Down in the polls, down in popularity, fighting off a caucus and party revolt and facing a vicious third wave of a global pandemic is probably not how Jason Kenney imagined he’d be spending the second anniversary of his party’s sweeping win in the April 16, 2019 election.
When he rode into the victory party in his leased blue Dodge Ram, Kenney looked like an unstoppable political force. The long-time politician imported from Ottawa to Alberta to unite the province’s two quarrelling conservative parties thumped the incumbent Alberta NDP in every region of the province, save Edmonton and a handful of districts in Calgary and Lethbridge.
To paraphrase a headline from another province, Kenney could have kicked a dog and still got elected.
But after spending two years burning through political capital and making new enemies on an almost daily basis, there is a real question whether Kenney will make it until the next election.
Factions of his caucus and party are rebelling against him, demanding the lifting of public health restrictions just as COVID-19 cases are skyrocketing in Alberta and calling for his resignation as party leader.
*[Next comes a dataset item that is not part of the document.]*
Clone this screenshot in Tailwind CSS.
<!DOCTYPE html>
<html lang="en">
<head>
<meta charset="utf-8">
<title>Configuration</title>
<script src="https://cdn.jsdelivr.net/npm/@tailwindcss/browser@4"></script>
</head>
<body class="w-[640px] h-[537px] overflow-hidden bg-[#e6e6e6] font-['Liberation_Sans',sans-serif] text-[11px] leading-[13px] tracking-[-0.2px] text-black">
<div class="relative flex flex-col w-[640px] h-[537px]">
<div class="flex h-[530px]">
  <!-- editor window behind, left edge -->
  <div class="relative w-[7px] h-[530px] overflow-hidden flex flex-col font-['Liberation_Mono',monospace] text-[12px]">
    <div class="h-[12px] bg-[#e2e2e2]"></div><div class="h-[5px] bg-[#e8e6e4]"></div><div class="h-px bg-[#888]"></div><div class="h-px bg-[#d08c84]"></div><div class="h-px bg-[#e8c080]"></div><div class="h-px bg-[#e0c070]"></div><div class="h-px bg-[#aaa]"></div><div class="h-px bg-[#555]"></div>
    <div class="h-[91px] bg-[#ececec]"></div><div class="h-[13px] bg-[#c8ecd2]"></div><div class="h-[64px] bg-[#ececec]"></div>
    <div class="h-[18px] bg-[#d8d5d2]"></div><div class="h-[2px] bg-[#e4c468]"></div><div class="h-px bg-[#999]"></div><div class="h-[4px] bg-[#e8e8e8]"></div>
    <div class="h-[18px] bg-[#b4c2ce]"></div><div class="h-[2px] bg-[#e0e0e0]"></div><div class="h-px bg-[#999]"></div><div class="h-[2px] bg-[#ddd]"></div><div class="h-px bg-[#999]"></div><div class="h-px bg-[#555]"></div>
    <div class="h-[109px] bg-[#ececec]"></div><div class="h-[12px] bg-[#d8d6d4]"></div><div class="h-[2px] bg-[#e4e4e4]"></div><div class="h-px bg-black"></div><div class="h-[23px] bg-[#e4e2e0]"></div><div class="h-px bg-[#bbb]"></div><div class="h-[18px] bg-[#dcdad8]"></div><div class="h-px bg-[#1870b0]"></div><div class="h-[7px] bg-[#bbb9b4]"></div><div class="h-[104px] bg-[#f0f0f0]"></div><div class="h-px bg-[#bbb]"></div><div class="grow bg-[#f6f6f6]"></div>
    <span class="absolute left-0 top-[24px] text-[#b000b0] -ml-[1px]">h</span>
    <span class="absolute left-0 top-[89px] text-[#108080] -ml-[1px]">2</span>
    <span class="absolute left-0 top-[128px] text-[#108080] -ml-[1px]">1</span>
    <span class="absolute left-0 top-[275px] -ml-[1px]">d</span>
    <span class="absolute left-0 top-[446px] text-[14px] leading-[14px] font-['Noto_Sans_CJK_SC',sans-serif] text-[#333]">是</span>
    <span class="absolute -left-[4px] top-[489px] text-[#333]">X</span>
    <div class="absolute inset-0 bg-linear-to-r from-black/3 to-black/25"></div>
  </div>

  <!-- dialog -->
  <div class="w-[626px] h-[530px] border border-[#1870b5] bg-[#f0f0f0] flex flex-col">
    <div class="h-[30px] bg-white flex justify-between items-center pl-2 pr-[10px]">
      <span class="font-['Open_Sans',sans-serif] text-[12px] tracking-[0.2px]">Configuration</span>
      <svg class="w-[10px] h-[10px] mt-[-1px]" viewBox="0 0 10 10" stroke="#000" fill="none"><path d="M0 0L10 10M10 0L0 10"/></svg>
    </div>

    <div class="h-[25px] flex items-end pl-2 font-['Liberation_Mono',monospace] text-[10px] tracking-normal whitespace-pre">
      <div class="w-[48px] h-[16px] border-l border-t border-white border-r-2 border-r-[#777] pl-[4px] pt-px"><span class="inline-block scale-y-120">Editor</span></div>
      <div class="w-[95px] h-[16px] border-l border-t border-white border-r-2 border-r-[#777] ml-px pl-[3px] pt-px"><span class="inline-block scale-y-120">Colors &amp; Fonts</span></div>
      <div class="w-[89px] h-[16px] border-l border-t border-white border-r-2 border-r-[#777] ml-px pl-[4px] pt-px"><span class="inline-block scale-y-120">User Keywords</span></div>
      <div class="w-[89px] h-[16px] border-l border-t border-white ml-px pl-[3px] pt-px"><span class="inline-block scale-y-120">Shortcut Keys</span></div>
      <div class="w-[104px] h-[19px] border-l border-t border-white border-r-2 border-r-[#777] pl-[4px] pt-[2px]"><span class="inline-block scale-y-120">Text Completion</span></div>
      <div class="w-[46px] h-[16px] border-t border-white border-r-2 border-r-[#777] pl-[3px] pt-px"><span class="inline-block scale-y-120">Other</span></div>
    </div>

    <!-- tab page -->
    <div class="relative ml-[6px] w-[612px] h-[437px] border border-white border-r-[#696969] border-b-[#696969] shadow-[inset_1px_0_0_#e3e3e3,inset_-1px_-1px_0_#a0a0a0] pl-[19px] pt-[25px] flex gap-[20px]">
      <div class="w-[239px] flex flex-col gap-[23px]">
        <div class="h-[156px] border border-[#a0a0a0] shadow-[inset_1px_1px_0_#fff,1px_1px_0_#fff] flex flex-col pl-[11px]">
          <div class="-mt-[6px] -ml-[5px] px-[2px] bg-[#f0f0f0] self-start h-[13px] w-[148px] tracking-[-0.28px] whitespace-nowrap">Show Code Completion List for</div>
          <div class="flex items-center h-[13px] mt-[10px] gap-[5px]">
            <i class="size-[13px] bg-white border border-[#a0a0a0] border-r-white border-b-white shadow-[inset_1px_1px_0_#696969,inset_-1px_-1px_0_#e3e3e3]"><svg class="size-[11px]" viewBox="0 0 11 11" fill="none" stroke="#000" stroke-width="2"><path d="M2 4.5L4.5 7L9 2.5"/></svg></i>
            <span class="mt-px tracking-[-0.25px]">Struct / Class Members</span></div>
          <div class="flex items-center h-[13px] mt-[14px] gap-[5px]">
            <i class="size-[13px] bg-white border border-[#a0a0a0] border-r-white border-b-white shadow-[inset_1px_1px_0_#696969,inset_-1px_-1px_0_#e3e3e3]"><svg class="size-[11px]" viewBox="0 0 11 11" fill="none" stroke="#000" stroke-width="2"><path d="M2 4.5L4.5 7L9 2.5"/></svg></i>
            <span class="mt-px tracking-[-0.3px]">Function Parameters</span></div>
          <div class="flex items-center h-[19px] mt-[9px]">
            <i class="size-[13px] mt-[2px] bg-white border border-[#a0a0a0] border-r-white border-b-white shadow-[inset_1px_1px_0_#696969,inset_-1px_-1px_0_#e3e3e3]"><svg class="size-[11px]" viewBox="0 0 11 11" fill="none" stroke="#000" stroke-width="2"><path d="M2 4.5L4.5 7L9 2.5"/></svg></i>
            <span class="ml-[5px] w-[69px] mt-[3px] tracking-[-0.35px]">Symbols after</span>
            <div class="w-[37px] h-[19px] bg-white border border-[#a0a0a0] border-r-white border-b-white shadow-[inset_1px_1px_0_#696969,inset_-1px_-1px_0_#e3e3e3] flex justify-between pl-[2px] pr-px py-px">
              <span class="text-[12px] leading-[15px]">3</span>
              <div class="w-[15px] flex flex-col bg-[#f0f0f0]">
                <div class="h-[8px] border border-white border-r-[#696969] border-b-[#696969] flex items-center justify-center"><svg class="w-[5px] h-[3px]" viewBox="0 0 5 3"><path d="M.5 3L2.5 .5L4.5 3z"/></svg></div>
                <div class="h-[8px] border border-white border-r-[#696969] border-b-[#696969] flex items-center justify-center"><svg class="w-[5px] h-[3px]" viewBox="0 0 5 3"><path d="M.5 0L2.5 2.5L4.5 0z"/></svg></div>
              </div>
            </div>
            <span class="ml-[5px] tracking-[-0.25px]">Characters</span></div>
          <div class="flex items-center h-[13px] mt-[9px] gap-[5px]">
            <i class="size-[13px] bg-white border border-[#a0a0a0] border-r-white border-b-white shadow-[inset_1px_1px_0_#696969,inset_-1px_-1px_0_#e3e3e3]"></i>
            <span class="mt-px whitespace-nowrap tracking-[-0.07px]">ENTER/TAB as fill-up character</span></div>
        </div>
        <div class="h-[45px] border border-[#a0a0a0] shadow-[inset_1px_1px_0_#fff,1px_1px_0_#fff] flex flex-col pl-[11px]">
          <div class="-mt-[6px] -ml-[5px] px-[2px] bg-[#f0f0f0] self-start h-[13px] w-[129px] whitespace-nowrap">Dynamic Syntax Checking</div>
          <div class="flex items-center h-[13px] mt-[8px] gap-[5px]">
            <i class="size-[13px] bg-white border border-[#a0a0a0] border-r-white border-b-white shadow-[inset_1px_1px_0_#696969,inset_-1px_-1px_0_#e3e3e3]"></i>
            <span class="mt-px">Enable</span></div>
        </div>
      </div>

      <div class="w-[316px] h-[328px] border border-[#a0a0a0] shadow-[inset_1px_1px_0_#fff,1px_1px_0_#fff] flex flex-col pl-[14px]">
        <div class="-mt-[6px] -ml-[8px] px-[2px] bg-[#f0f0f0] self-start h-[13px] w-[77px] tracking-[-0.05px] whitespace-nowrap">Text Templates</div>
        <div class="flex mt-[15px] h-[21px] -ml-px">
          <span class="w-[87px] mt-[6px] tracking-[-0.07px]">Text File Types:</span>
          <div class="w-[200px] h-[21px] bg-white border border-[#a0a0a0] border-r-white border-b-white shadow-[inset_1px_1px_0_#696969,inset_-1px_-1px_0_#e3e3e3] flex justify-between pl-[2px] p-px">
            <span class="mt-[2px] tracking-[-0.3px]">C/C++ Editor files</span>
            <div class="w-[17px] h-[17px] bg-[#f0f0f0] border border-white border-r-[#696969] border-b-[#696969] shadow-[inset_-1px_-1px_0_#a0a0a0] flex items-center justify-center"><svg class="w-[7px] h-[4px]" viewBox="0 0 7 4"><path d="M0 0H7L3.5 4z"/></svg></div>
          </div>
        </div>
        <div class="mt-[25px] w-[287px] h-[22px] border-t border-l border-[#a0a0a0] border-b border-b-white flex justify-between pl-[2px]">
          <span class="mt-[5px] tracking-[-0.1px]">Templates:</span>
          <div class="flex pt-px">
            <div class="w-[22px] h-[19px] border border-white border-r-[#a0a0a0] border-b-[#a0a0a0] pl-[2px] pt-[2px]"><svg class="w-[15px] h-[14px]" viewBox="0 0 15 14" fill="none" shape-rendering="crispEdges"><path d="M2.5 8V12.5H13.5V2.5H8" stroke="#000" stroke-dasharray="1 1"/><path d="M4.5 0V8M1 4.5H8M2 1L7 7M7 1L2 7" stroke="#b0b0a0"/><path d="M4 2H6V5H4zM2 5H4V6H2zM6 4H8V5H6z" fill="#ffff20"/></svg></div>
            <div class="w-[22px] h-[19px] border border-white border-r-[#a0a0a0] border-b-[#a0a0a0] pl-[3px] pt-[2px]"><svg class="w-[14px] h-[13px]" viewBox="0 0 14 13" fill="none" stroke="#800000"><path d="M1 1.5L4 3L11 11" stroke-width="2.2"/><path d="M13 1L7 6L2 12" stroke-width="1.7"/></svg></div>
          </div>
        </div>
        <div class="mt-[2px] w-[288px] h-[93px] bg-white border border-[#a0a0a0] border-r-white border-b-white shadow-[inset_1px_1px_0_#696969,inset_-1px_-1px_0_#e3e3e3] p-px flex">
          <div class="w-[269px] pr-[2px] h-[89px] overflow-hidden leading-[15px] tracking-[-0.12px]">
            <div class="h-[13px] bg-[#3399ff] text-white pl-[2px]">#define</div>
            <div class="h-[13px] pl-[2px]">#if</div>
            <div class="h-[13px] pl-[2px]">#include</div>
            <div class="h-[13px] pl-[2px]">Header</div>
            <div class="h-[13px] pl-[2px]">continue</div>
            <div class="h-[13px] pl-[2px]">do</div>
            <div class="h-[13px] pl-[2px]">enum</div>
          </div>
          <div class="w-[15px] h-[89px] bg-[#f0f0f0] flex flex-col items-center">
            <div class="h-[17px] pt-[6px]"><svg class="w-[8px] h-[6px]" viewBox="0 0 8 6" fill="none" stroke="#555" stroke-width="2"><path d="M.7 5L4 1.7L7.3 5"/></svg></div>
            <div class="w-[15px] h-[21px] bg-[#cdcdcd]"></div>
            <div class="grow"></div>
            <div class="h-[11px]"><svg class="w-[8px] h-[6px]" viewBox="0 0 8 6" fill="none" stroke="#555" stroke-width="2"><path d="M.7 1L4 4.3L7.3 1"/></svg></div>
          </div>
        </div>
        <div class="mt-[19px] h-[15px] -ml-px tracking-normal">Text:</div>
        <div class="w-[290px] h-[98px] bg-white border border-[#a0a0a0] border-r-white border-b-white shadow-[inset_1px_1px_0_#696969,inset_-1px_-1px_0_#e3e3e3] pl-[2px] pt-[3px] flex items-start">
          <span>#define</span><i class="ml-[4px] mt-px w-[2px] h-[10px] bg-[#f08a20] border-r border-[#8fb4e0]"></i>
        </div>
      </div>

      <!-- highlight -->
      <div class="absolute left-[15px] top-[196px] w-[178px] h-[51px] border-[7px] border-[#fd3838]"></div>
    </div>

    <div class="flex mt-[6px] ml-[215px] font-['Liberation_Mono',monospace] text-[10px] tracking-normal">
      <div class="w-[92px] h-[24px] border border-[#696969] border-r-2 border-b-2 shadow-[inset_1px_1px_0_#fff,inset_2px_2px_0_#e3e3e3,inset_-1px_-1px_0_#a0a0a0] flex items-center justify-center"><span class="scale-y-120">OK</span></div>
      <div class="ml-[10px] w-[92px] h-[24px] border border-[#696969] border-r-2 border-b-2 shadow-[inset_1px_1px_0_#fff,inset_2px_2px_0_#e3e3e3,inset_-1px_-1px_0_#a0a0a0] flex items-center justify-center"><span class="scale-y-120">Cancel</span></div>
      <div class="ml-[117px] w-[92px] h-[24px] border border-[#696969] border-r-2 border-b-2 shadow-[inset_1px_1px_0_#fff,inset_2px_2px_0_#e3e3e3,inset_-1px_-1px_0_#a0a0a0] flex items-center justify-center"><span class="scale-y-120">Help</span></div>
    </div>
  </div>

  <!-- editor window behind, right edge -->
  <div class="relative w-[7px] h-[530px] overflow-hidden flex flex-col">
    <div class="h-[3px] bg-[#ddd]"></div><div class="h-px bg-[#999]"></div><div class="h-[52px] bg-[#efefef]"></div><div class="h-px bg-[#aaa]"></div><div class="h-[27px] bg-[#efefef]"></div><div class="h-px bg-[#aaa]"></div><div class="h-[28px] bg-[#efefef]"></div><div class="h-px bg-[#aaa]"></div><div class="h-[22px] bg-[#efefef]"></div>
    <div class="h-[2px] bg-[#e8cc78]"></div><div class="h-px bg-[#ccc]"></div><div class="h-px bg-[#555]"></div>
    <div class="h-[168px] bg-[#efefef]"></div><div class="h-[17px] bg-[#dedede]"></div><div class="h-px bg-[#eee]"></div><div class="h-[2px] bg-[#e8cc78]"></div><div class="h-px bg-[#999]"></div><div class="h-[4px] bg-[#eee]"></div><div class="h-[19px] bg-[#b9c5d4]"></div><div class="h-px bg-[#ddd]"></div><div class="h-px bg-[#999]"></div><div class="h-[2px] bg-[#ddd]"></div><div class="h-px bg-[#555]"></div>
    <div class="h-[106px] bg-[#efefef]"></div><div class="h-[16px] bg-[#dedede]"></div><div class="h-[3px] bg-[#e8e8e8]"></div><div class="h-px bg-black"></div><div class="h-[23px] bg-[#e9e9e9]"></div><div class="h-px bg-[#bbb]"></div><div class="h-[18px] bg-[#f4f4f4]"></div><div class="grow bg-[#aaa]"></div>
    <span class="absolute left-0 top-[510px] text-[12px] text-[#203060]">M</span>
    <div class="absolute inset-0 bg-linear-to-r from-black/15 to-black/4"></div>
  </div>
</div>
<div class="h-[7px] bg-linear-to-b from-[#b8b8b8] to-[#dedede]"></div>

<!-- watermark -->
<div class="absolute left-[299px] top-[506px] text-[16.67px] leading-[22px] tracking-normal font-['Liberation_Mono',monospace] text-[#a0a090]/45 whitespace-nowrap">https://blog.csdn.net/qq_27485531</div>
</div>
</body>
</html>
Despite his reputation as a workaholic and micro-manager, his government’s actions and communications in response to the pandemic have been muddled, confusing, and unclear. And now, with cases almost at the same level as Dec. 2020 and hospitalizations closing in on 600, his government appears to be unwilling to introduce new public health measures to slow the growth of the virus.
He was forced to turn tail on universally unpopular plans to privatize provincial parks and allow open-pit coal mining in the Rocky Mountains.
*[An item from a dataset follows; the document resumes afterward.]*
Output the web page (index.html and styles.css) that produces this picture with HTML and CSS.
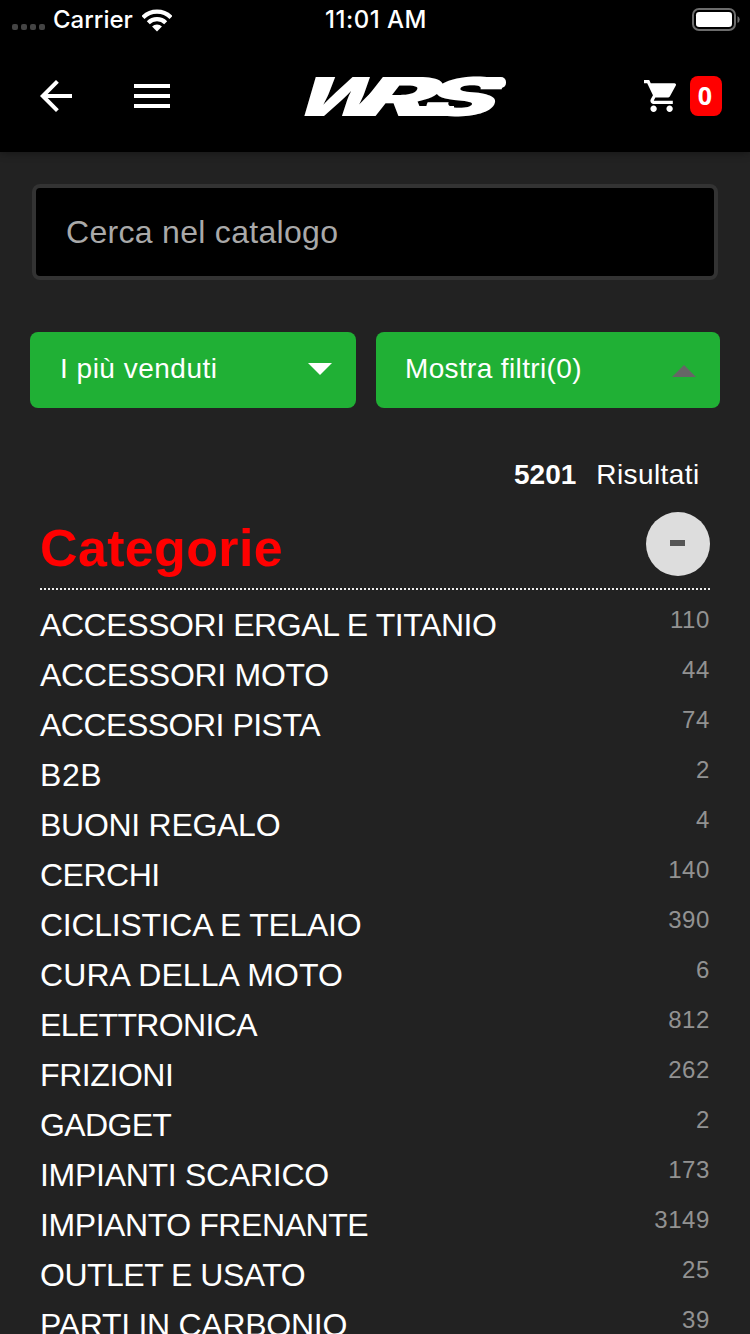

It seems like nearly every school board in the province has rejected his government’s draft K-6 curriculum, which has been almost universally panned by parents and educators as overly politicized, American-focused, and out of date.
His government lost its bid to overturn the federal government’s carbon tax at the Supreme Court and now his Ottawa ally Erin O’Toole has now embraced his own version of the carbon tax.
And there has been almost no movement on the three big promises he so effectively honed in on in 2019: Jobs, Economy, and Pipelines. And if there has been movement, it’s been backward.
Now three years in, it looks like the one thing Kenney has been most effective in is making enemies, and, in many cases, enemies of people who would otherwise be allies.
Led by Health Minister Tyler Shandro, the Kenney government decided it was a smart idea to launch a full scale attack against Alberta’s doctors in the middle of the global pandemic.
The government only recently backed down from its attacks on doctors, but it’s clear there is very little trust or goodwill between physicians and the government, especially as long as Kenney continues to back Shandro as Health Minister.
His relationship with the truth has been questioned as well, as he has become known for embellishing stories – like the superspreader birthday party in Athabasca – or twisting anecdotes to fit his own political narratives – like the crying restaurant owners who he claimed fled socialism in Venezuela.
His job approval ratings are in the tank, his party has fallen behind the NDP in every polls since last Nov., and today Elections Alberta announced that his party raised just half the amount of money as Rachel Notley’s NDP in the first three months of 2021.
Albertans are unhappy. Party members are unhappy. UCP MLAs are unhappy. Cabinet ministers are unhappy.
A month ago, the UCP executive narrowly avoided calls from disgruntled constituency association presidents to hold a leadership review at the party’s 2021 annual meeting by preemptively scheduling a review to take place during the 2022 convention, months ahead of the expected 2023 election.
Delaying the leadership review was designed to both give Kenney time to recoup his leadership approval among the public and the party, and threaten the dissenters with a potential leadership race months before the next election. But it looks like that didn’t quell the unrest in the party. His internal critics are calling his bluff.
Multiple reports allege that Kenney threatened his caucus with calling an early election if he did not have their support, but it was so clearly an empty threat. The UCP would lose the election if it were held tomorrow and Rachel Notley would be Premier again.
Unfortunately for Kenney, the United Conservative Party he helped create is an institutional mix of former Progressive Conservatives, who do not tolerate leaders who look like they are going to lose, and Wildrosers, who just don’t want to be lead.
At this rate, Kenney might not last the summer, which he has repeatedly promised will be the “best summer in Alberta’s history.”